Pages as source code
#####

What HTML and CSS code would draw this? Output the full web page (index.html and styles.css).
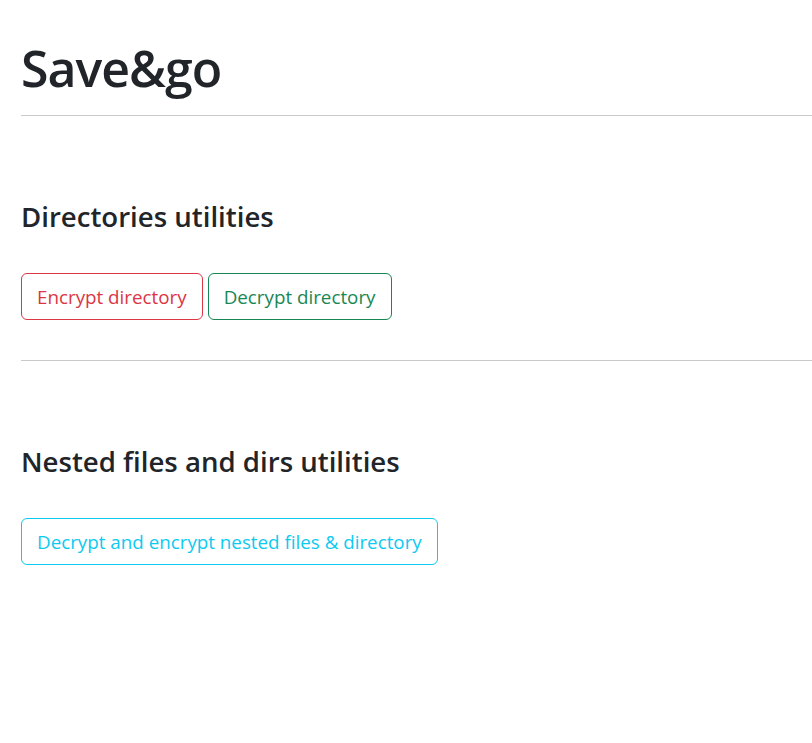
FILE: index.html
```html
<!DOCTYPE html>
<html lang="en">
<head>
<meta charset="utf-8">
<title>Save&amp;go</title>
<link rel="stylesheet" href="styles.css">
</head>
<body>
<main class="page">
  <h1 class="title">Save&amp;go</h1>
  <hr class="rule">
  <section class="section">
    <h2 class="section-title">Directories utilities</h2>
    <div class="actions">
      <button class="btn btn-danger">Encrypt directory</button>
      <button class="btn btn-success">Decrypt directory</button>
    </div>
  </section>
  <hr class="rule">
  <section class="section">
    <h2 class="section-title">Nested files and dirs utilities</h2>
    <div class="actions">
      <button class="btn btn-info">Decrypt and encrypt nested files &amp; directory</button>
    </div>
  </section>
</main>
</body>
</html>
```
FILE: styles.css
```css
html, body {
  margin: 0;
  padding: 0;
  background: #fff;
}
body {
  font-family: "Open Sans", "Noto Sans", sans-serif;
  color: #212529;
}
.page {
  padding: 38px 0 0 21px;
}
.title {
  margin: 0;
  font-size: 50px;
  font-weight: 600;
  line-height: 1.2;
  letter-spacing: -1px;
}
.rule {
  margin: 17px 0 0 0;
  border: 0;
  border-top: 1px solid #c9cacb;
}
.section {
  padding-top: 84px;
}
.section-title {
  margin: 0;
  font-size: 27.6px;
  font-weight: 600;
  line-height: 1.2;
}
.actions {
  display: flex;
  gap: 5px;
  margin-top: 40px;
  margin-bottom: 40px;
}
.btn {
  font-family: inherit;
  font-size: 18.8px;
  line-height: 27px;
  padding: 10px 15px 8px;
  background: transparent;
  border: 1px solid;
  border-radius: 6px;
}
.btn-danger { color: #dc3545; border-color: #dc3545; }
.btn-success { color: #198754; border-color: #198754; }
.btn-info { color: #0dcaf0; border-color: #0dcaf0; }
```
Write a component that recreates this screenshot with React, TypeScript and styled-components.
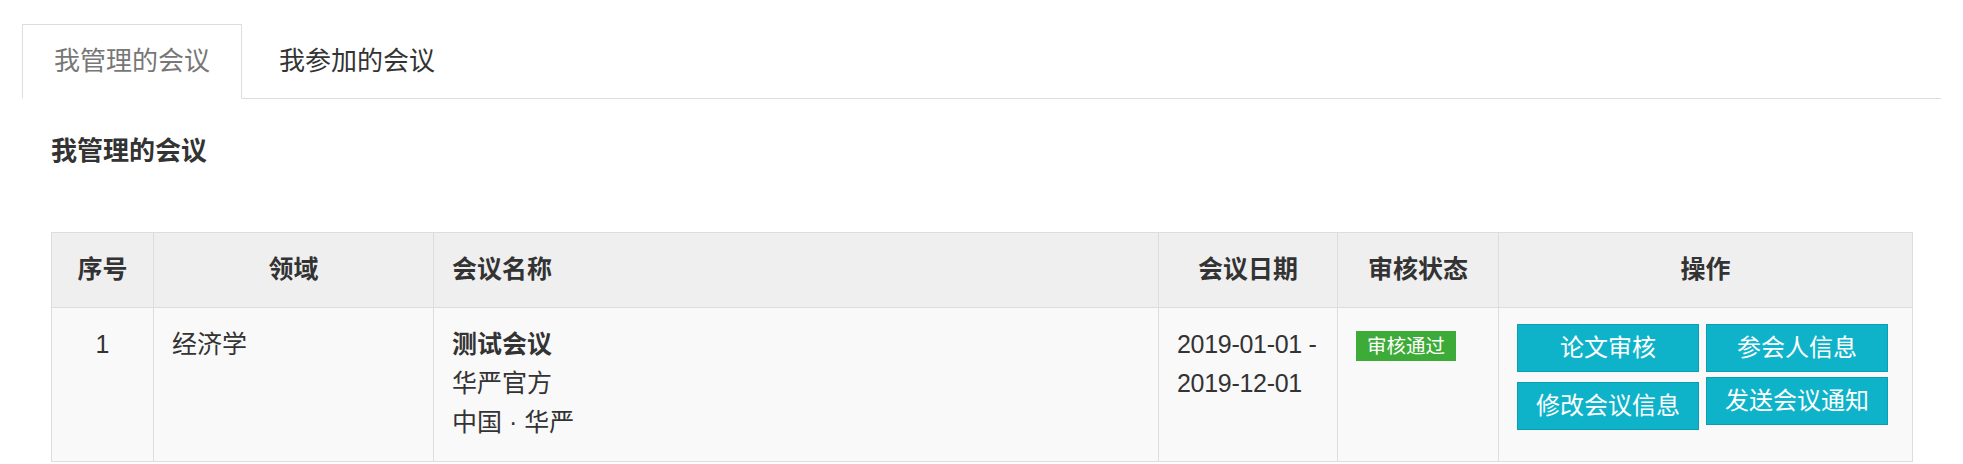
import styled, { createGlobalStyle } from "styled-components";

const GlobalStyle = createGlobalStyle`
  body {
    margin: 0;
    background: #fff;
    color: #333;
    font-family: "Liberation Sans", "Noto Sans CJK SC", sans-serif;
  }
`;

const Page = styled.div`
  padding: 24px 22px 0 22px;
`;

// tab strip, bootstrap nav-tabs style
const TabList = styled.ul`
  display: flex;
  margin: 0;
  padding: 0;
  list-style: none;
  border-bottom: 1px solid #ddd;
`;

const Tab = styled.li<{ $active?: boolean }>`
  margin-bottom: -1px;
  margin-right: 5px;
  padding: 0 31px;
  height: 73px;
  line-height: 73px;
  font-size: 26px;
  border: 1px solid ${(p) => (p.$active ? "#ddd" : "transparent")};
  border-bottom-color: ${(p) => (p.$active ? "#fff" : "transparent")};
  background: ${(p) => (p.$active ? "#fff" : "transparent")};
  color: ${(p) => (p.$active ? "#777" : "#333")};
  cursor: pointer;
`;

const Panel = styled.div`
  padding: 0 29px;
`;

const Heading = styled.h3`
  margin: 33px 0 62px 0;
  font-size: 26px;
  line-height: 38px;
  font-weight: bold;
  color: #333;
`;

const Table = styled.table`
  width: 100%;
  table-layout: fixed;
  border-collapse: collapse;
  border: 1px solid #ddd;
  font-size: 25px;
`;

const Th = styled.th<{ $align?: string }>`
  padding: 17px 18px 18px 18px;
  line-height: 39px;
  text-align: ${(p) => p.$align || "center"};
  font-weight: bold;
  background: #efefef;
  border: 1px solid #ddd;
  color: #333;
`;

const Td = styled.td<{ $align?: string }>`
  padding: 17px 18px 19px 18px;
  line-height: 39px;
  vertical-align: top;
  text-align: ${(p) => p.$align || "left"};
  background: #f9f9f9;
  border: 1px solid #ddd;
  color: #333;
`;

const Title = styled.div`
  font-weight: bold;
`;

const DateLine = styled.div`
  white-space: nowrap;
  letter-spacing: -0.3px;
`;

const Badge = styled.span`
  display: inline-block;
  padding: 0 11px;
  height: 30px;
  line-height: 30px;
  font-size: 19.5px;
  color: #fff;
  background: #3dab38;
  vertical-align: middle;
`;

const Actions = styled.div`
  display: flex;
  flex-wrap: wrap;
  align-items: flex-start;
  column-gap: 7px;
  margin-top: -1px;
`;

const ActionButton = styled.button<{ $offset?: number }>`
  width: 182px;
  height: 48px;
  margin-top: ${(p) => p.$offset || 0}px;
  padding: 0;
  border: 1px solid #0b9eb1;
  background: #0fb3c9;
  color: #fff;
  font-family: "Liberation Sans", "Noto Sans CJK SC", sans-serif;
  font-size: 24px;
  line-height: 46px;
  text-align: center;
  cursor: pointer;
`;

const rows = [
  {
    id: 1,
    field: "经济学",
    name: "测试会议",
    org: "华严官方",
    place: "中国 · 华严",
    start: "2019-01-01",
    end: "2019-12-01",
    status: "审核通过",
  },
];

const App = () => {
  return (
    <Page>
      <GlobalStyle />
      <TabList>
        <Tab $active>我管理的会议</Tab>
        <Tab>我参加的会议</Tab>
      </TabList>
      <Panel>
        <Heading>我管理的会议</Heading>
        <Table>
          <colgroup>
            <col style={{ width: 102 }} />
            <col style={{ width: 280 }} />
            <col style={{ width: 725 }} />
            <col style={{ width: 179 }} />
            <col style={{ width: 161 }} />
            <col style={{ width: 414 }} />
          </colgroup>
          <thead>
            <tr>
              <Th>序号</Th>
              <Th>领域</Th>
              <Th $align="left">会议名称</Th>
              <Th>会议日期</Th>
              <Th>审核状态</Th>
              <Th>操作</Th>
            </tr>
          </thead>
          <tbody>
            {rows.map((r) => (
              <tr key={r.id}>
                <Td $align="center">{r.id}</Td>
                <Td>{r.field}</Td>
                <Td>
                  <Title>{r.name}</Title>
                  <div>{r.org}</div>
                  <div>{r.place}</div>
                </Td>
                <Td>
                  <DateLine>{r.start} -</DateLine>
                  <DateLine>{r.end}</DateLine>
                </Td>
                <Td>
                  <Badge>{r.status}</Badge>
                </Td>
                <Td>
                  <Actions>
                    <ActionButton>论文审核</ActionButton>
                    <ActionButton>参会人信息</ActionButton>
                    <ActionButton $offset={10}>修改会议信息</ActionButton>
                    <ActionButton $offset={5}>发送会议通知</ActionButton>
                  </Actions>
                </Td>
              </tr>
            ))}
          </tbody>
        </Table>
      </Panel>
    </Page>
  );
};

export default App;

#####

__Exercise aim__.
Set the pictures aside and transcribe the data above exactly.

__Task response__.
What HTML and CSS code would draw this? Output the full web page (index.html and styles.css).
FILE: index.html
```html
<!DOCTYPE html>
<html lang="en">
<head>
<meta charset="utf-8">
<title>Save&amp;go</title>
<link rel="stylesheet" href="styles.css">
</head>
<body>
<main class="page">
  <h1 class="title">Save&amp;go</h1>
  <hr class="rule">
  <section class="section">
    <h2 class="section-title">Directories utilities</h2>
    <div class="actions">
      <button class="btn btn-danger">Encrypt directory</button>
      <button class="btn btn-success">Decrypt directory</button>
    </div>
  </section>
  <hr class="rule">
  <section class="section">
    <h2 class="section-title">Nested files and dirs utilities</h2>
    <div class="actions">
      <button class="btn btn-info">Decrypt and encrypt nested files &amp; directory</button>
    </div>
  </section>
</main>
</body>
</html>
```
FILE: styles.css
```css
html, body {
  margin: 0;
  padding: 0;
  background: #fff;
}
body {
  font-family: "Open Sans", "Noto Sans", sans-serif;
  color: #212529;
}
.page {
  padding: 38px 0 0 21px;
}
.title {
  margin: 0;
  font-size: 50px;
  font-weight: 600;
  line-height: 1.2;
  letter-spacing: -1px;
}
.rule {
  margin: 17px 0 0 0;
  border: 0;
  border-top: 1px solid #c9cacb;
}
.section {
  padding-top: 84px;
}
.section-title {
  margin: 0;
  font-size: 27.6px;
  font-weight: 600;
  line-height: 1.2;
}
.actions {
  display: flex;
  gap: 5px;
  margin-top: 40px;
  margin-bottom: 40px;
}
.btn {
  font-family: inherit;
  font-size: 18.8px;
  line-height: 27px;
  padding: 10px 15px 8px;
  background: transparent;
  border: 1px solid;
  border-radius: 6px;
}
.btn-danger { color: #dc3545; border-color: #dc3545; }
.btn-success { color: #198754; border-color: #198754; }
.btn-info { color: #0dcaf0; border-color: #0dcaf0; }
```
Write a component that recreates this screenshot with React, TypeScript and styled-components.
import styled, { createGlobalStyle } from "styled-components";

const GlobalStyle = createGlobalStyle`
  body {
    margin: 0;
    background: #fff;
    color: #333;
    font-family: "Liberation Sans", "Noto Sans CJK SC", sans-serif;
  }
`;

const Page = styled.div`
  padding: 24px 22px 0 22px;
`;

// tab strip, bootstrap nav-tabs style
const TabList = styled.ul`
  display: flex;
  margin: 0;
  padding: 0;
  list-style: none;
  border-bottom: 1px solid #ddd;
`;

const Tab = styled.li<{ $active?: boolean }>`
  margin-bottom: -1px;
  margin-right: 5px;
  padding: 0 31px;
  height: 73px;
  line-height: 73px;
  font-size: 26px;
  border: 1px solid ${(p) => (p.$active ? "#ddd" : "transparent")};
  border-bottom-color: ${(p) => (p.$active ? "#fff" : "transparent")};
  background: ${(p) => (p.$active ? "#fff" : "transparent")};
  color: ${(p) => (p.$active ? "#777" : "#333")};
  cursor: pointer;
`;

const Panel = styled.div`
  padding: 0 29px;
`;

const Heading = styled.h3`
  margin: 33px 0 62px 0;
  font-size: 26px;
  line-height: 38px;
  font-weight: bold;
  color: #333;
`;

const Table = styled.table`
  width: 100%;
  table-layout: fixed;
  border-collapse: collapse;
  border: 1px solid #ddd;
  font-size: 25px;
`;

const Th = styled.th<{ $align?: string }>`
  padding: 17px 18px 18px 18px;
  line-height: 39px;
  text-align: ${(p) => p.$align || "center"};
  font-weight: bold;
  background: #efefef;
  border: 1px solid #ddd;
  color: #333;
`;

const Td = styled.td<{ $align?: string }>`
  padding: 17px 18px 19px 18px;
  line-height: 39px;
  vertical-align: top;
  text-align: ${(p) => p.$align || "left"};
  background: #f9f9f9;
  border: 1px solid #ddd;
  color: #333;
`;

const Title = styled.div`
  font-weight: bold;
`;

const DateLine = styled.div`
  white-space: nowrap;
  letter-spacing: -0.3px;
`;

const Badge = styled.span`
  display: inline-block;
  padding: 0 11px;
  height: 30px;
  line-height: 30px;
  font-size: 19.5px;
  color: #fff;
  background: #3dab38;
  vertical-align: middle;
`;

const Actions = styled.div`
  display: flex;
  flex-wrap: wrap;
  align-items: flex-start;
  column-gap: 7px;
  margin-top: -1px;
`;

const ActionButton = styled.button<{ $offset?: number }>`
  width: 182px;
  height: 48px;
  margin-top: ${(p) => p.$offset || 0}px;
  padding: 0;
  border: 1px solid #0b9eb1;
  background: #0fb3c9;
  color: #fff;
  font-family: "Liberation Sans", "Noto Sans CJK SC", sans-serif;
  font-size: 24px;
  line-height: 46px;
  text-align: center;
  cursor: pointer;
`;

const rows = [
  {
    id: 1,
    field: "经济学",
    name: "测试会议",
    org: "华严官方",
    place: "中国 · 华严",
    start: "2019-01-01",
    end: "2019-12-01",
    status: "审核通过",
  },
];

const App = () => {
  return (
    <Page>
      <GlobalStyle />
      <TabList>
        <Tab $active>我管理的会议</Tab>
        <Tab>我参加的会议</Tab>
      </TabList>
      <Panel>
        <Heading>我管理的会议</Heading>
        <Table>
          <colgroup>
            <col style={{ width: 102 }} />
            <col style={{ width: 280 }} />
            <col style={{ width: 725 }} />
            <col style={{ width: 179 }} />
            <col style={{ width: 161 }} />
            <col style={{ width: 414 }} />
          </colgroup>
          <thead>
            <tr>
              <Th>序号</Th>
              <Th>领域</Th>
              <Th $align="left">会议名称</Th>
              <Th>会议日期</Th>
              <Th>审核状态</Th>
              <Th>操作</Th>
            </tr>
          </thead>
          <tbody>
            {rows.map((r) => (
              <tr key={r.id}>
                <Td $align="center">{r.id}</Td>
                <Td>{r.field}</Td>
                <Td>
                  <Title>{r.name}</Title>
                  <div>{r.org}</div>
                  <div>{r.place}</div>
                </Td>
                <Td>
                  <DateLine>{r.start} -</DateLine>
                  <DateLine>{r.end}</DateLine>
                </Td>
                <Td>
                  <Badge>{r.status}</Badge>
                </Td>
                <Td>
                  <Actions>
                    <ActionButton>论文审核</ActionButton>
                    <ActionButton>参会人信息</ActionButton>
                    <ActionButton $offset={10}>修改会议信息</ActionButton>
                    <ActionButton $offset={5}>发送会议通知</ActionButton>
                  </Actions>
                </Td>
              </tr>
            ))}
          </tbody>
        </Table>
      </Panel>
    </Page>
  );
};

export default App;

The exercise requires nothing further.